A relatively new branch of medicine is emerging called genomic medicine. This involves whole genome sequencing to help to diagnose diseases. In the next decade or so, this kind of treatment could be routine, with hospitals using a patient’s genetic fingerprint to determine whether their disease has a genetic basis. In the more distant future people may have their genomes sequenced as part of screening procedures or even to determine their health insurance premiums.
In June 2013, the American college of Medical Genetics and Genomics published a set of guidelines stating that if a genome sequence shows a defect in one of 56 genes, the patient should be informed. These guidelines beg the question of whether routine disclosure of genetic disease would always be welcome: for example would parents want to know what their child might die of in later life? Would genomic medicine make parents more worried about their children’s potential diseases?
Currently most people are curious enough to want to know as much as possible on their own genome, but because sequencing looks at genes, what do certain results say about siblings or other members of the family? One person’s decision to have their genome sequenced can have serious effects on the lives of their relatives. This sort of problem has become so significant that specialised ‘genetic counsellors’ can now advise and help families to deal with the consequences of genetic sequencing.
The cheaper and less complex method for finding mutations is to sequence the exome, the regions of the genome which code for proteins. Although this is less complex and produces less data than using Sanger sequencing, most people will still have a huge number of mutations and differences compared to the reference human genome. Exome sequencing only measures 1% of the whole genome, yet most people will find they still have tens of thousands if not hundreds of thousands of mutations. Most of these will be harmless because of the redundancies of our metabolic pathways. However, we know that certain mutations will increase your chance of getting Alzheimer’s disease, for example 20% of Europeans have a single mutation on chromosome 19 which approximately doubles the chance of getting Alzheimer’s disease.

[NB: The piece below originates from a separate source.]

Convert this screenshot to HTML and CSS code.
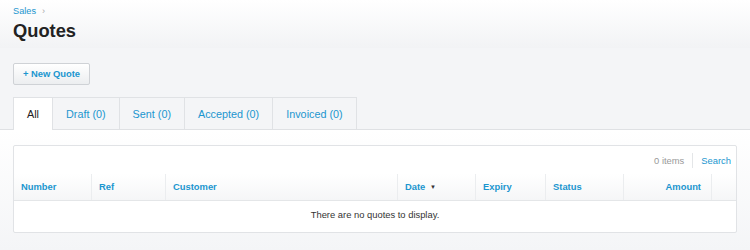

As this technology continues to develop, we will be able to predict more accurately the chances of getting specific diseases and which drugs will work best to prevent them. Computers will be able to pick out mutations and doctors may be able to use them to explain certain symptoms. Genomics will become more and more important as geneticists develop new methods to find the ‘important’ mutations. Genomic medicine will also significantly change the pharmaceutical industry with a move away from generic medication towards new drugs which target specific problems in a new market of personalised medicine.